Margaurite Kaye - The Beauty Within

The Beauty Within - Marguerite Kaye

The set up is simple:

Cressie - nerdy, spinsterish, not classically pretty.

Giovanni – an Italian painter and everything Italian painters are plus great muscles (from carrying all those easels, I suppose).

Why would these two be attracted to each other, you ask? Here is why – Cressie is a mathematician and believes beauty can be described by a formula. She believes beauty is perfection, symmetry, i.e. everything that Giovanni is.

Giovanni, on the other hand, is a bit tired of being so beautiful. He is equally tired of his technically perfect and beautiful art, had had enough of churning out visually pleasing portraits, which make their subjects look like themselves but just a little better. He thinks truth is the real beauty, not perfection, and therefore he is fascinated by the enigma that is Cressie.

Now, how about that for a premise for a romance novel?

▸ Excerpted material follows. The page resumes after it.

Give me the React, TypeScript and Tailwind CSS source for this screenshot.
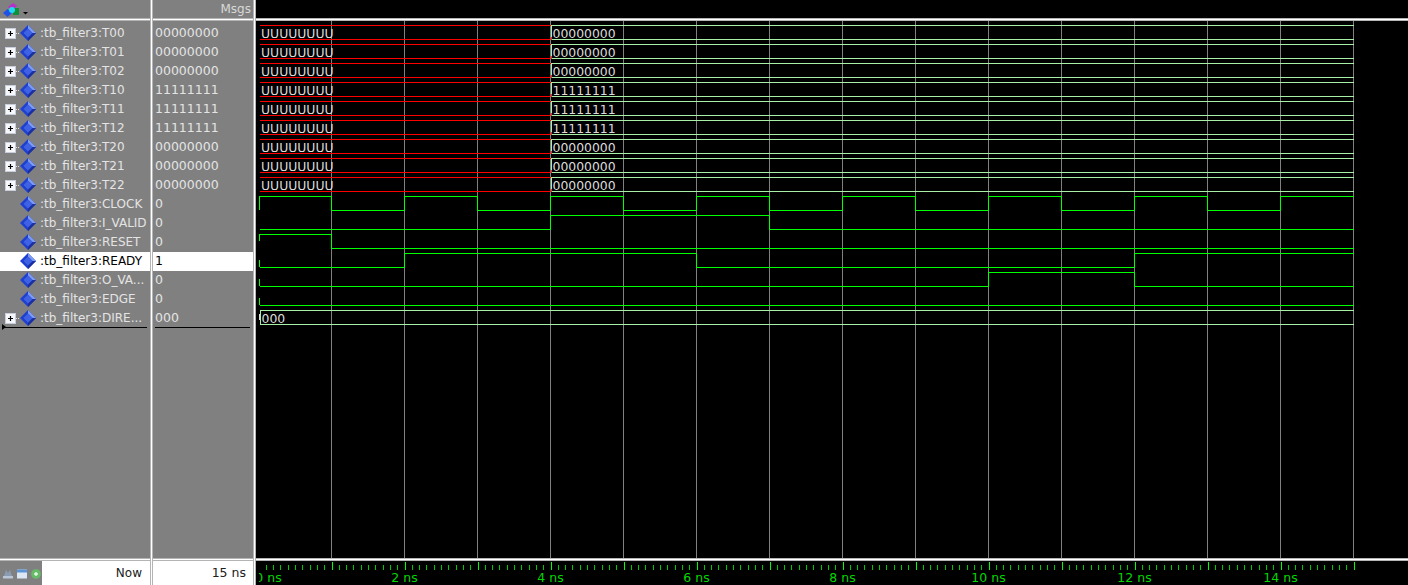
import React from 'react';

const FONT = "font-['DejaVu_Sans',sans-serif]";

interface Row {
  name: string;
  value: string;
  expand?: boolean;
  selected?: boolean;
}

const rows: Row[] = [
  { name: ':tb_filter3:T00', value: '00000000', expand: true },
  { name: ':tb_filter3:T01', value: '00000000', expand: true },
  { name: ':tb_filter3:T02', value: '00000000', expand: true },
  { name: ':tb_filter3:T10', value: '11111111', expand: true },
  { name: ':tb_filter3:T11', value: '11111111', expand: true },
  { name: ':tb_filter3:T12', value: '11111111', expand: true },
  { name: ':tb_filter3:T20', value: '00000000', expand: true },
  { name: ':tb_filter3:T21', value: '00000000', expand: true },
  { name: ':tb_filter3:T22', value: '00000000', expand: true },
  { name: ':tb_filter3:CLOCK', value: '0' },
  { name: ':tb_filter3:I_VALID', value: '0' },
  { name: ':tb_filter3:RESET', value: '0' },
  { name: ':tb_filter3:READY', value: '1', selected: true },
  { name: ':tb_filter3:O_VA...', value: '0' },
  { name: ':tb_filter3:EDGE', value: '0' },
  { name: ':tb_filter3:DIRE...', value: '000', expand: true },
];

const X0 = 258.5;
const NS = 73;
const tx = (t: number) => X0 + t * NS;
const GREEN = '#00ff00';
const BUS = '#a8f0a8';
const RED = '#ff0000';
const WAVE_FONT = "'DejaVu Sans', sans-serif";

// waveform coords are relative to the wave pane, which starts at x=256, y=21
const wx = (x: number) => x - 256;
const wy = (y: number) => y - 21;

// edges: times at which the level toggles, start level given
function digitalPath(high: number, start: boolean, edges: number[]) {
  const low = high + 14;
  let level = start;
  let d = `M${wx(tx(0) + 1)} ${wy((level ? high : low) + 0.5)}`;
  for (const t of [...edges, 15]) {
    d += ` L${wx(tx(t))} ${wy((level ? high : low) + 0.5)}`;
    if (t !== 15) {
      level = !level;
      d += ` L${wx(tx(t))} ${wy((level ? high : low) + 0.5)}`;
    }
  }
  return d;
}

const digitals = [
  { high: 196, start: true, edges: [1, 2, 3, 4, 5, 6, 7, 8, 9, 10, 11, 12, 13, 14], tick: [196, 210] },
  { high: 215, start: false, edges: [4, 7], tick: null },
  { high: 234, start: true, edges: [1], tick: [234, 241] },
  { high: 253, start: false, edges: [2, 6, 12], tick: [260, 267] },
  { high: 272, start: false, edges: [10, 12], tick: [279, 286] },
  { high: 291, start: false, edges: [], tick: [298, 305] },
];

const PlusBox = () => (
  <svg width="15" height="11" viewBox="0 0 15 11" className="shrink-0">
    <rect x="0.5" y="0.5" width="10" height="10" fill="#f6f8fc" stroke="#c8cedc" />
    <path d="M3 5.5H8M5.5 3V8" stroke="#000" strokeWidth="1.2" />
    <path d="M11 5.5H15" stroke="#e0e0e0" strokeDasharray="1 1" />
  </svg>
);

const Diamond = () => (
  <svg width="16" height="16" viewBox="0 0 16 16" className="-mt-[2px] shrink-0">
    <path d="M8 0L16 8L8 16L0 8Z" fill="#1f3fd0" />
    <path d="M8 0L16 8L12.5 8L8 3.5Z" fill="#7f9cf0" />
    <path d="M16 8L8 16L8 12.5L12.5 8Z" fill="#1c2f9c" />
    <path d="M8 3.5L12.5 8L8 12.5L3.5 8Z" fill="#3f62e4" />
  </svg>
);

const VSplit = () => <div className="w-[3px] shrink-0 border-x border-[#b4b4b4] bg-white" />;
const HSplit = () => <div className="h-[3px] shrink-0 border-y border-[#b4b4b4] bg-white" />;

const WaveView = () => (
  <svg width="1152" height="537" viewBox="0 0 1152 537" className="block" shapeRendering="crispEdges">
    {Array.from({ length: 15 }, (_, i) => (
      <line key={i} x1={wx(tx(i + 1))} x2={wx(tx(i + 1))} y1="0" y2="537" stroke="#808080" />
    ))}
    {Array.from({ length: 9 }, (_, i) => {
      const top = wy(25 + i * 19) + 0.5;
      const bot = top + 14;
      const value = i >= 3 && i <= 5 ? '11111111' : '00000000';
      return (
        <g key={i}>
          <path d={`M${wx(tx(4))} ${top}H${wx(tx(15))}M${wx(tx(4))} ${bot}H${wx(tx(15))}`} stroke={BUS} fill="none" />
          <path d={`M${wx(tx(0) + 1)} ${top}H${wx(tx(4))}M${wx(tx(0) + 1)} ${bot}H${wx(tx(4))}`} stroke={RED} fill="none" />
          <path d={`M${wx(tx(4)) + 1} ${top}V${bot}`} stroke={BUS} fill="none" />
          <rect x={wx(tx(4)) - 1} y={bot - 3} width="2" height="3" fill="#c04040" />
          <text x="5" y={top + 12.5} fontSize="12.4" fill="#dcdcdc" fontFamily={WAVE_FONT}>UUUUUUUU</text>
          <text x={wx(tx(4)) + 2} y={top + 12.5} fontSize="12.4" fill="#dcdcdc" fontFamily={WAVE_FONT}>{value}</text>
        </g>
      );
    })}
    {digitals.map((s, i) => (
      <g key={i}>
        <path d={digitalPath(s.high, s.start, s.edges)} stroke={GREEN} fill="none" />
        {s.tick && <path d={`M${wx(259) + 0.5} ${wy(s.tick[0])}V${wy(s.tick[1])}`} stroke={GREEN} />}
      </g>
    ))}
    <path d={`M${wx(260)} ${wy(310) + 0.5}H${wx(tx(15))}M${wx(260)} ${wy(324) + 0.5}H${wx(tx(15))}M${wx(260) + 0.5} ${wy(310)}V${wy(324)}`} stroke={BUS} fill="none" />
    <path d={`M${wx(259) + 0.5} ${wy(314)}V${wy(320)}`} stroke="#e0e0e0" />
    <text x="5.5" y={wy(323)} fontSize="12.4" fill="#dcdcdc" fontFamily={WAVE_FONT}>000</text>
  </svg>
);

const Ruler = () => {
  const ticks = [];
  for (let i = 1; i <= 150; i++) {
    const major = i % 10 === 0;
    const x = Math.round(wx(X0) + (i * NS) / 10) + 0.5;
    ticks.push(<line key={i} x1={x} x2={x} y1={major ? 1 : 4} y2="9" stroke={major ? '#00ff00' : '#00c800'} />);
  }
  return (
    <div className="relative h-6 overflow-hidden">
      <svg width="1152" height="24" className="block" shapeRendering="crispEdges">
        {ticks}
      </svg>
      {[0, 2, 4, 6, 8, 10, 12, 14].map((n) => (
        <span
          key={n}
          className="absolute top-[10px] -translate-x-1/2 text-[12.5px] leading-[14px] whitespace-nowrap text-[#00d800]"
          style={{ left: wx(tx(n)) + (n === 0 ? 10 : 0) }}
        >
          {n} ns
        </span>
      ))}
      {/* the first label is cut off by the pane's inner margin */}
      <div className="absolute left-0 top-0 h-full w-[3px] bg-black" />
    </div>
  );
};

export default function App() {
  return (
    <div className={`${FONT} flex h-[585px] w-[1408px] overflow-hidden bg-[#808080] text-[12px] text-[#e4e4e4]`}>
      {/* names column */}
      <div className="flex w-[150px] shrink-0 flex-col bg-[#808080]">
        <div className="flex h-[18px] items-start">
          <svg width="30" height="18" viewBox="0 0 30 18">
            <path d="M8 7L13 3L17 6L12 11Z" fill="#b830c8" />
            <rect x="13" y="8" width="6" height="7" fill="#109038" />
            <path d="M3 13L7.5 9L12 13L7.5 17Z" fill="#1f50e8" />
            <circle cx="12" cy="10" r="3" fill="#20d8f0" />
            <path d="M23 12H28L25.5 14.5Z" fill="#000" />
          </svg>
        </div>
        <HSplit />
        <div className="flex-1 pt-[3px]">
          {rows.map((r) => (
            <div key={r.name} className={`flex h-[19px] items-center ${r.selected ? 'bg-white text-black' : ''}`}>
              <div className="w-[20px] shrink-0 pl-[5px]">{r.expand && <PlusBox />}</div>
              <Diamond />
              <span className="ml-[4px] -mt-[2px] whitespace-nowrap">{r.name}</span>
            </div>
          ))}
          <div className="relative -mt-[1px] ml-[2px] mr-[3px] h-px bg-black">
            <span className="absolute -top-[3px] left-0 h-0 w-0 border-y-[3px] border-l-[4px] border-y-transparent border-l-black" />
          </div>
        </div>
        <HSplit />
        <div className="flex h-6 items-center bg-white">
          <div className="flex h-full w-[42px] items-center gap-[4px] bg-[#808080] pl-[3px] pt-[2px]">
            <svg width="10" height="10" viewBox="0 0 10 10">
              <path d="M1 7L3 1L5 4L7 1L9 7Z" fill="#8a9cb2" />
              <rect x="0" y="7" width="10" height="2.5" fill="#b8c6d8" />
            </svg>
            <svg width="10" height="10" viewBox="0 0 10 10">
              <rect x="0" y="0.5" width="10" height="9" fill="#dce6f4" />
              <rect x="0" y="0.5" width="10" height="3" fill="#5c94d8" />
            </svg>
            <svg width="10" height="10" viewBox="0 0 10 10">
              <circle cx="5" cy="5" r="4.8" fill="#66bc66" />
              <path d="M3 5H7M5 3V7" stroke="#e8f8e8" strokeWidth="1.4" />
            </svg>
          </div>
          <span className="flex-1 pr-[8px] text-right text-[#202020]">Now</span>
        </div>
      </div>
      <VSplit />
      {/* values column */}
      <div className="flex w-[100px] shrink-0 flex-col bg-[#808080] text-[12.5px]">
        <div className="flex h-[18px] items-center justify-end pr-[2px] text-[12px] text-[#d8d8d8]">Msgs</div>
        <HSplit />
        <div className="flex-1 pt-[3px]">
          {rows.map((r) => (
            <div key={r.name} className={`flex h-[19px] items-center pl-[2px] ${r.selected ? 'bg-white text-black' : ''}`}>
              {r.value}
            </div>
          ))}
          <div className="-mt-[1px] ml-[2px] mr-[3px] h-px bg-black" />
        </div>
        <HSplit />
        <div className="flex h-6 items-center justify-end bg-white pr-[7px] text-[#202020]">15 ns</div>
      </div>
      <VSplit />
      {/* wave pane */}
      <div className="flex flex-1 flex-col bg-black">
        <div className="h-[18px]" />
        <HSplit />
        <div className="flex-1 overflow-hidden">
          <WaveView />
        </div>
        <HSplit />
        <Ruler />
      </div>
    </div>
  );
}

Our two unsuspecting protagonists decide to put their theories to test and they do so while painting, teaching geometry, trying to keep their hands off of each other, and bonding over the fact they both have dickheads for fathers. Before they know it they are in love.

There is some brooding, some insecurity and some miscommunication before it all can end well, and Cressie’s father will lose another daughter to a bloody foreigner. However, unlike the the chosen ones of the previous two sisters, this one is at least European, but still the father is probably, sitting at home, scratching his head in frustration, asking "just what is wrong with our good chinless inbred English aristocrats"!? Which really serves him right for being such a dickhead in the first place.

But seriously, though, who can say no to an Italian? Certainly, I couldn’t. They were called Fabrizzio, Antonio and Michele. It is especially sexy when they insert Italian words into their speech for absolutely no reason except that they know how it turns us on. Sei bellissima! Yes, tell me more.

Side note: Have you ever noticed how in romance novels the heroines are usually oblivious to the fact the man they are pining for is interested in them too, whereas in real life the heroines usually believe the men to be interested in them even though they are obviously not? THIS is why we love romance novels, I think. I finally discovered it.